Environment and the set of utilities for querying, analyzing and cleaning the data The details abut this project are available in Build SQL Data Platform on Medium.
By installing and using this solution you are acknowledging that you have read and agreed with licensing terms. If you do not agree, you are forbidden to use this code.
- Install Docker and verify it works
- Load and start MySQL Docker container, create sqllab user and sqllab database (see the article)

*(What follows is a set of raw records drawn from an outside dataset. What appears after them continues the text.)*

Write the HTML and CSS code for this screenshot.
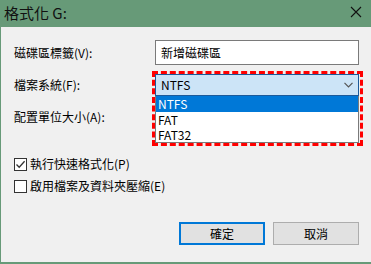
FILE: index.html
```html
<!DOCTYPE html>
<html lang="zh-Hant">
<head>
    <meta charset="UTF-8">
    <meta name="viewport" content="width=device-width, initial-scale=1.0">
    <title>格式化 G:</title>
    <link rel="stylesheet" href="styles.css">
</head>
<body>
    <div class="window">
        <div class="titlebar">
            <span class="title">格式化 G:</span>
            <span class="close">
                <svg width="12" height="12" viewBox="0 0 12 12">
                    <path d="M1 1L11 11M11 1L1 11" stroke="#111" stroke-width="1.1" fill="none"/>
                </svg>
            </span>
        </div>
        <div class="content">
            <div class="form">
                <label class="label">磁碟區標籤(V):</label>
                <div class="textbox">新增磁碟區</div>

                <label class="label">檔案系統(F):</label>
                <div class="combo-wrap">
                    <div class="combo">
                        <span>NTFS</span>
                        <svg class="chevron" width="9" height="6" viewBox="0 0 9 6">
                            <path d="M0.5 0.8L4.5 4.8L8.5 0.8" stroke="#555" stroke-width="1.2" fill="none"/>
                        </svg>
                    </div>
                    <ul class="list">
                        <li class="selected">NTFS</li>
                        <li>FAT</li>
                        <li>FAT32</li>
                    </ul>
                    <div class="highlight"></div>
                </div>

                <label class="label">配置單位大小(A):</label>
                <div class="combo-empty"></div>
            </div>

            <div class="options">
                <div class="check-row">
                    <span class="box">
                        <svg width="11" height="11" viewBox="0 0 11 11">
                            <path d="M1.5 5.5L4.2 8.3L9.6 2.2" stroke="#333" stroke-width="1.3" fill="none"/>
                        </svg>
                    </span>
                    <span>執行快速格式化(P)</span>
                </div>
                <div class="check-row">
                    <span class="box"></span>
                    <span>啟用檔案及資料夾壓縮(E)</span>
                </div>
            </div>

            <div class="buttons">
                <button class="btn default">確定</button>
                <button class="btn">取消</button>
            </div>
        </div>
    </div>
</body>
</html>
```

FILE: styles.css
```css
body {
    margin: 0;
    font-family: "Noto Sans CJK TC", "Noto Sans", sans-serif;
    font-size: 12px;
    color: #000;
    background: #f0f0f0;
}

.window {
    width: 371px;
    height: 264px;
    box-sizing: border-box;
    background: #f0f0f0;
    border-left: 1px solid #679a78;
    border-bottom: 2px solid #679a78;
}

.titlebar {
    height: 26px;
    margin-left: -1px;
    background: #679a78;
    display: flex;
    align-items: center;
    justify-content: space-between;
    padding: 0 9px 1px 4px;
}

.title {
    font-size: 15px;
    line-height: 18px;
    color: #111;
}

.close {
    display: flex;
    margin-top: -2px;
}

.content {
    padding: 13px 12px 0 13px;
}

.form {
    display: grid;
    grid-template-columns: 141px 204px;
    grid-template-rows: 25px 22px 22px;
    row-gap: 9px;
    align-items: center;
}

.form .label:last-of-type {
    margin-top: 1px;
}

.label {
    line-height: 14px;
}

.textbox {
    height: 25px;
    box-sizing: border-box;
    border: 1px solid #7a7a7a;
    background: #fff;
    padding: 0 5px;
    line-height: 23px;
}

.combo-wrap {
    position: relative;
    height: 22px;
    z-index: 2;
}

.combo {
    height: 22px;
    box-sizing: border-box;
    border: 1px solid #1c5a9a;
    background: #cce4f7;
    display: flex;
    align-items: center;
    justify-content: space-between;
    padding: 0 5px 0 5px;
    line-height: 20px;
}

.list {
    position: absolute;
    left: 0;
    right: 0;
    top: 22px;
    margin: 0;
    padding: 0;
    list-style: none;
    background: #fff;
    border: 1px solid #7a7a7a;
    border-top: none;
}

.list li {
    height: 15px;
    line-height: 15px;
    padding: 0 2px;
    overflow: hidden;
}

.list li.selected {
    height: 16px;
    line-height: 16px;
    background: #0078d7;
    color: #fff;
}

.highlight {
    position: absolute;
    left: -3px;
    right: -4px;
    top: -3px;
    height: 75px;
    border: 3px dashed #ff0000;
    box-sizing: border-box;
    pointer-events: none;
}

.combo-empty {
    height: 22px;
}

.options {
    margin-top: 30px;
    display: flex;
    flex-direction: column;
    gap: 8px;
}

.check-row {
    display: flex;
    align-items: center;
    gap: 3px;
    line-height: 14px;
}

.box {
    width: 13px;
    height: 13px;
    box-sizing: border-box;
    border: 1px solid #333;
    background: #fff;
    display: flex;
    align-items: center;
    justify-content: center;
}

.buttons {
    display: flex;
    justify-content: flex-end;
    gap: 8px;
    margin-top: 29px;
}

.btn {
    width: 86px;
    height: 23px;
    box-sizing: border-box;
    font-family: inherit;
    font-size: 12px;
    background: #e1e1e1;
    border: 1px solid #adadad;
    padding: 0;
    line-height: 20px;
    color: #000;
}

.btn.default {
    border: 2px solid #0078d7;
}
```
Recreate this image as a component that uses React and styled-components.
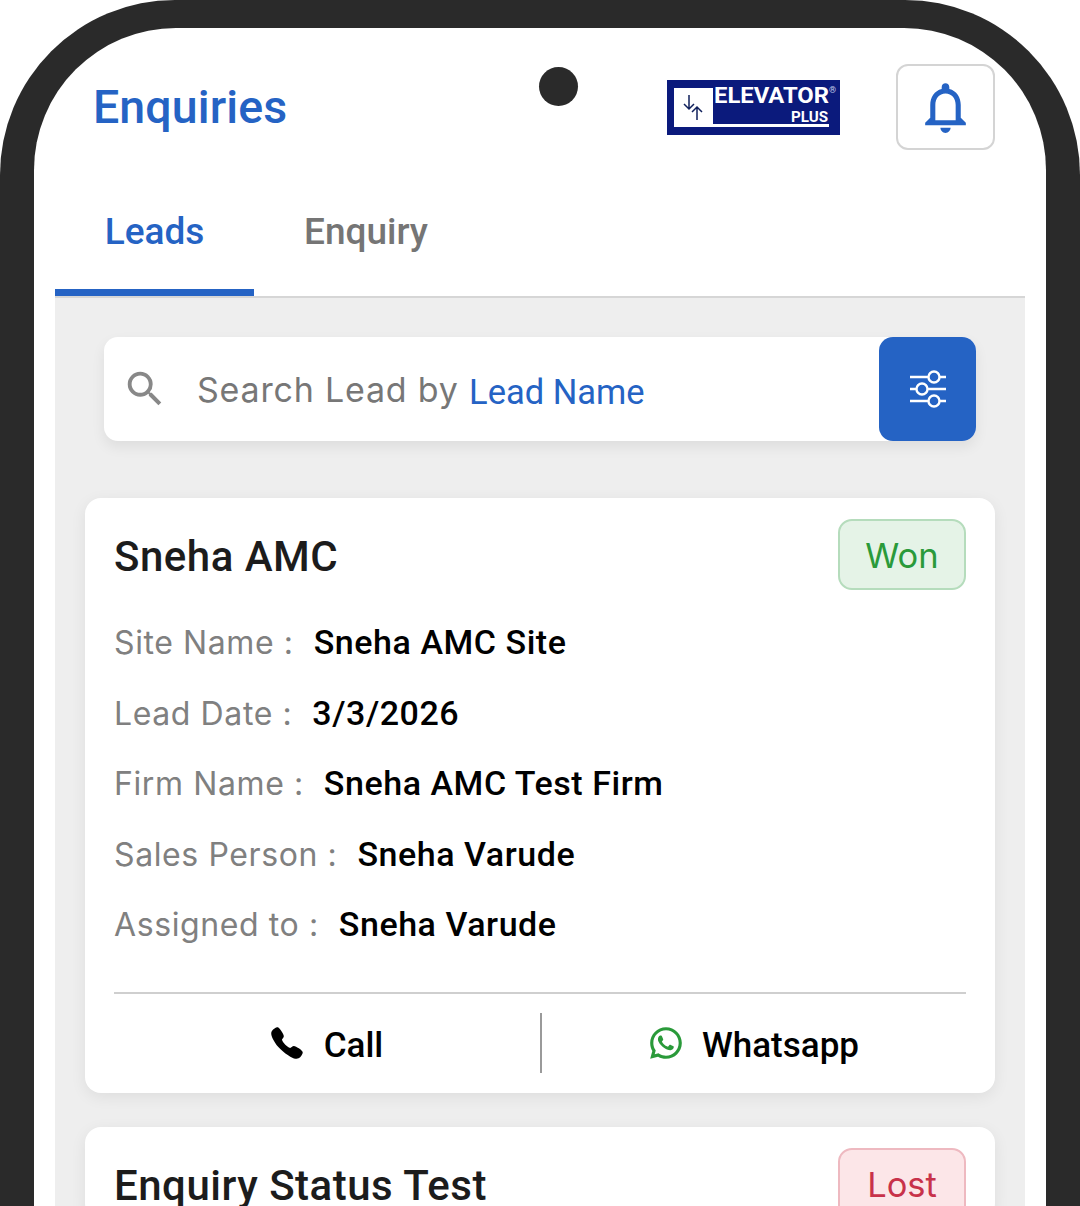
import styled, { createGlobalStyle } from "styled-components";
import { MdNotificationsNone, MdSearch } from "react-icons/md";
import { IoCall } from "react-icons/io5";
import { RiWhatsappLine } from "react-icons/ri";

const blue = "#2563c4";

const leads = [
  {
    name: "Sneha AMC",
    status: "Won",
    fields: [
      ["Site Name", "Sneha AMC Site"],
      ["Lead Date", "3/3/2026"],
      ["Firm Name", "Sneha AMC Test Firm"],
      ["Sales Person", "Sneha Varude"],
      ["Assigned to", "Sneha Varude"],
    ],
  },
  { name: "Enquiry Status Test", status: "Lost", fields: [] },
];

const Logo = () => (
  <LogoSvg viewBox="0 0 173 55">
    <rect width="173" height="55" fill="#0b1a7c" />
    <rect x="7" y="8" width="39" height="39" fill="#fff" />
    <rect x="46" y="44" width="116" height="3" fill="#fff" />
    <path
      d="M22 15v14M17 24l5 5 5-5M30 40V27M25 32l5-5 5 5"
      fill="none"
      stroke="#10205c"
      strokeWidth="1.5"
    />
    <text
      x="47"
      y="23"
      fill="#fff"
      fontFamily="Roboto, sans-serif"
      fontSize="21.5"
      fontWeight="700"
      textLength="115"
      lengthAdjust="spacingAndGlyphs"
    >
      ELEVATOR
    </text>
    <text x="162" y="13" fill="#c5cbe8" fontFamily="Roboto, sans-serif" fontSize="9">
      ®
    </text>
    <text
      x="124"
      y="42"
      fill="#fff"
      fontFamily="Roboto, sans-serif"
      fontSize="14"
      fontWeight="700"
      textLength="37"
      lengthAdjust="spacingAndGlyphs"
    >
      PLUS
    </text>
  </LogoSvg>
);

const SlidersIcon = () => (
  <svg width="38" height="38" viewBox="0 0 38 38" fill="none" stroke="#fff" strokeWidth="2.4">
    <path d="M1 7h18M31 7h6M1 19h6M19 19h18M1 31h18M31 31h6" />
    <circle cx="25" cy="7" r="5.5" />
    <circle cx="13" cy="19" r="5.5" />
    <circle cx="25" cy="31" r="5.5" />
  </svg>
);

function LeadCard({ lead }) {
  return (
    <Card>
      <CardHead>
        <LeadName>{lead.name}</LeadName>
        <Badge $status={lead.status}>{lead.status}</Badge>
      </CardHead>
      {lead.fields.length > 0 && (
        <>
          <Fields>
            {lead.fields.map(([label, value]) => (
              <Field key={label}>
                <FieldLabel>{label} :</FieldLabel>
                <FieldValue>{value}</FieldValue>
              </Field>
            ))}
          </Fields>
          <Actions>
            <Action>
              <IoCall size={36} color="#000" />
              <ActionLabel>Call</ActionLabel>
            </Action>
            <Action>
              <RiWhatsappLine size={38} color="#2a9a3a" />
              <ActionLabel>Whatsapp</ActionLabel>
            </Action>
          </Actions>
        </>
      )}
    </Card>
  );
}

export default function App() {
  return (
    <Page>
      <GlobalStyle />
      <Phone>
        <Screen>
          <Camera />
          <Header>
            <Title>Enquiries</Title>
            <HeaderRight>
              <Logo />
              <BellButton>
                <MdNotificationsNone size={61} color={blue} />
              </BellButton>
            </HeaderRight>
          </Header>
          <Tabs>
            <Tab $active>Leads</Tab>
            <Tab>Enquiry</Tab>
          </Tabs>
          <Content>
            <SearchBar>
              <SearchField>
                <MdSearch size={46} color="#888" />
                <SearchText>
                  Search Lead by <SearchKey>Lead Name</SearchKey>
                </SearchText>
              </SearchField>
              <FilterButton>
                <SlidersIcon />
              </FilterButton>
            </SearchBar>
            <CardList>
              {leads.map((lead) => (
                <LeadCard key={lead.name} lead={lead} />
              ))}
            </CardList>
          </Content>
        </Screen>
      </Phone>
    </Page>
  );
}

const GlobalStyle = createGlobalStyle`
  html, body {
    margin: 0;
    padding: 0;
    background: #fff;
  }
  * {
    box-sizing: border-box;
  }
`;

const Page = styled.div`
  width: 1080px;
  height: 1206px;
  overflow: hidden;
  background: #fff;
  font-family: Roboto, "Liberation Sans", sans-serif;
`;

const Phone = styled.div`
  height: 1240px;
  padding: 28px 34px 0;
  background: #2a2a2a;
  border-radius: 175px 175px 0 0;
`;

const Screen = styled.div`
  position: relative;
  height: 100%;
  padding: 0 21px;
  background: #fff;
  border-radius: 142px 142px 0 0;
`;

const Camera = styled.div`
  position: absolute;
  top: 39px;
  left: 505px;
  width: 39px;
  height: 39px;
  border-radius: 50%;
  background: #2a2a2a;
`;

const Header = styled.header`
  display: flex;
  align-items: center;
  justify-content: space-between;
  height: 158px;
  padding: 0 30px 0 38px;
`;

const Title = styled.h1`
  margin: 0;
  font-size: 46.5px;
  font-weight: 500;
  letter-spacing: 0.1px;
  color: ${blue};
`;

const HeaderRight = styled.div`
  display: flex;
  align-items: center;
  gap: 56px;
`;

const LogoSvg = styled.svg`
  display: block;
  width: 173px;
  height: 55px;
`;

const BellButton = styled.button`
  display: flex;
  align-items: center;
  justify-content: center;
  width: 99px;
  height: 86px;
  padding: 0;
  background: #fff;
  border: 2px solid #d4d4d4;
  border-radius: 12px;
`;

const Tabs = styled.nav`
  display: flex;
  height: 112px;
  border-bottom: 2px solid #d6d6d6;
`;

const Tab = styled.div`
  display: flex;
  align-items: center;
  justify-content: center;
  width: 199px;
  height: 110px;
  padding-bottom: 12px;
  font-size: 37px;
  font-weight: 500;
  color: ${(p) => (p.$active ? blue : "#757575")};
  border-bottom: 7px solid ${(p) => (p.$active ? blue : "transparent")};
  & + & {
    width: 224px;
  }
`;

const Content = styled.main`
  height: 100%;
  padding: 39px 30px 0;
  background: #eeeeee;
`;

const SearchBar = styled.div`
  display: flex;
  height: 104px;
  margin: 0 19px;
  background: #fff;
  border-radius: 14px;
  box-shadow: 0 6px 14px rgba(0, 0, 0, 0.07);
`;

const SearchField = styled.div`
  flex: 1;
  display: flex;
  align-items: center;
  gap: 29px;
  padding-left: 18px;
`;

const SearchText = styled.div`
  font-family: Inter, Roboto, sans-serif;
  font-size: 34px;
  letter-spacing: 0.8px;
  color: #777;
`;

const SearchKey = styled.span`
  position: relative;
  top: 2px;
  font-family: Roboto, sans-serif;
  font-size: 34.5px;
  letter-spacing: 0;
  color: ${blue};
`;

const FilterButton = styled.button`
  display: flex;
  align-items: center;
  justify-content: center;
  width: 97px;
  padding: 0;
  background: ${blue};
  border: none;
  border-radius: 14px;
`;

const CardList = styled.div`
  display: flex;
  flex-direction: column;
  gap: 34px;
  margin-top: 57px;
`;

const Card = styled.article`
  padding: 21px 29px 0;
  background: #fff;
  border-radius: 16px;
  box-shadow: 0 4px 16px rgba(0, 0, 0, 0.07);
`;

const CardHead = styled.div`
  display: flex;
  align-items: center;
  justify-content: space-between;
  height: 71px;
`;

const LeadName = styled.h2`
  position: relative;
  top: 2px;
  margin: 0;
  font-size: 42px;
  font-weight: 500;
  letter-spacing: 0.5px;
  color: #1c1c1c;
`;

const Badge = styled.div`
  display: flex;
  align-items: center;
  justify-content: center;
  width: 128px;
  height: 71px;
  padding-top: 2px;
  font-family: Inter, Roboto, sans-serif;
  font-size: 34.5px;
  border-radius: 14px;
  border: 2px solid ${(p) => (p.$status === "Won" ? "#b5dcbc" : "#eeb9c0")};
  background: ${(p) => (p.$status === "Won" ? "#e5f3e7" : "#fce6e8")};
  color: ${(p) => (p.$status === "Won" ? "#2a9a3a" : "#c8324a")};
`;

const Fields = styled.div`
  display: flex;
  flex-direction: column;
  gap: 32px;
  margin-top: 33px;
  padding-bottom: 48px;
  border-bottom: 2px solid #cfcfcf;
`;

const Field = styled.div`
  display: flex;
  align-items: baseline;
  gap: 20px;
  height: 38.5px;
  line-height: 38.5px;
`;

const FieldLabel = styled.span`
  font-family: Inter, Roboto, sans-serif;
  font-size: 32px;
  letter-spacing: 0.6px;
  color: #808080;
`;

const FieldValue = styled.span`
  font-size: 34px;
  font-weight: 500;
  letter-spacing: 0.55px;
  color: #000;
`;

const Actions = styled.div`
  display: grid;
  grid-template-columns: 426px 1fr;
  height: 99px;
  align-items: center;
`;

const Action = styled.div`
  display: flex;
  align-items: center;
  justify-content: center;
  gap: 19px;
  height: 60px;
  padding-right: 2px;
  font-size: 35px;
  font-weight: 500;
  color: #000;
  & + & {
    gap: 17px;
    border-left: 2px solid #9a9a9a;
  }
`;

const ActionLabel = styled.span`
  padding-top: 4px;
`;
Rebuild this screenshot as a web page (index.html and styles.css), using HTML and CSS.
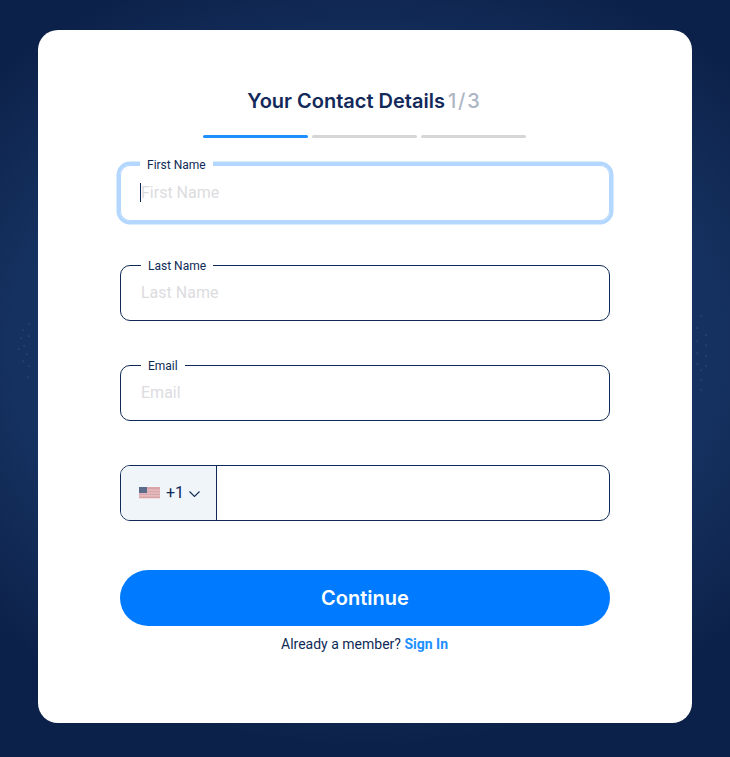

- Create 4 tables in the customer sales model
- Create .env file from env_template.env in the same directory as code files and replace placeholders with proper credentials and values for MySQL database
- Execute faker_test.py to create test data, or use Mockaroo to create data sets and then load them
- Connect via Jupyter or other tools to connect with Pandas, or directly as SQL
Directory | Description |
---|---|
sql | SQL scripts (table creation, user creation, etc.) |
data | data files |
File | Description |
---|---|
.env_template | template for .env file creation (used for dotenv module) |
requirements.txt | Libraries required for the solution |
initialize_containers.sh | Load and start MySQL Docker container |
retrieval_demo.py | Showcase data retrieval options (pandas vs. native SQL) |
faker_demo.py | Generate mock data and load into the database |
mock_demo.py | Using inherited class to simulate product categories |
test_faker_test.py | Unit test file |
build_tables.sql | Build 4 tables in customer sales data model |
user_setup.sql | Create a sqllab database user and the database |
load_prod_cat.sql | Load product categories |
README.md | This file |
LICENSE | License file |
- Installed Python (virtual environment) and required modules (see requirements.txt file)
The code has been developed on MacOS. It can be ported easily to other Linux, or Windows.